Solar panel output typically ranges from 30W to 550W, with most residential systems using 300-400W panels. But here's the kicker - that number isn't random. It depends on three key factors:

  • Physical dimensions: Standard residential panels measure about 1m x 1.7m
  • Cell efficiency: Ranges from 15% (basic models) to 22% (premium monocrystalline)
  • Technology type: Monocrystalline vs polycrystalline vs thin-film
Panel Type Efficiency Range Typical Wattage
Monocrystalline 19-22% 300-550W
Polycrystalline 17-19% 250-400W
Thin-film 12-15% 50-200W

The Math Behind the Magic

Using the industry's secret formula: Power (W) = Surface area (cm²) × 0.1 × efficiency. Let's break this down:

A 1m² (100cm x 100cm) monocrystalline panel:
100 × 100 × 0.1 × 19.5% = 195W theoretical
Actual output: 150-170W after accounting for frame losses

Real-World Performance Factors

While lab tests (STC conditions) show peak performance, actual output decreases by 10-25% due to:

  • Temperature fluctuations (output drops 0.5%/°C above 25°C)
  • Dust accumulation (up to 7% loss monthly without cleaning)
  • Shading (even partial shading can cut output by 50%)
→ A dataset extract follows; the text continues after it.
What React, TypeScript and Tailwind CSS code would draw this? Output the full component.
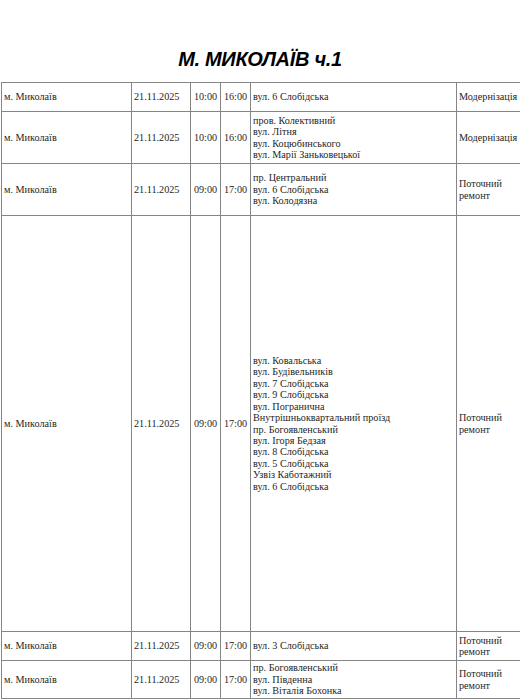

Application-Specific Wattages

Different needs call for different solutions:

  • Residential systems: 350-450W panels (roof installations)
  • Commercial farms: 500W+ industrial panels
  • Portable setups: 50-200W flexible panels (RVs, camping)

Calculating Your Needs

For off-grid systems, use this formula chain:

  1. Daily consumption: 100W device × 5h = 500Wh
  2. Accounting for losses: 500Wh ÷ 0.9 = 555Wh needed
  3. Solar requirement: 555Wh ÷ 5 peak hours = 111W panel

Most households need 20-30 panels averaging 6-8kW total capacity. But remember - proper installation angles can boost yield by 15-20% compared to flat mounting.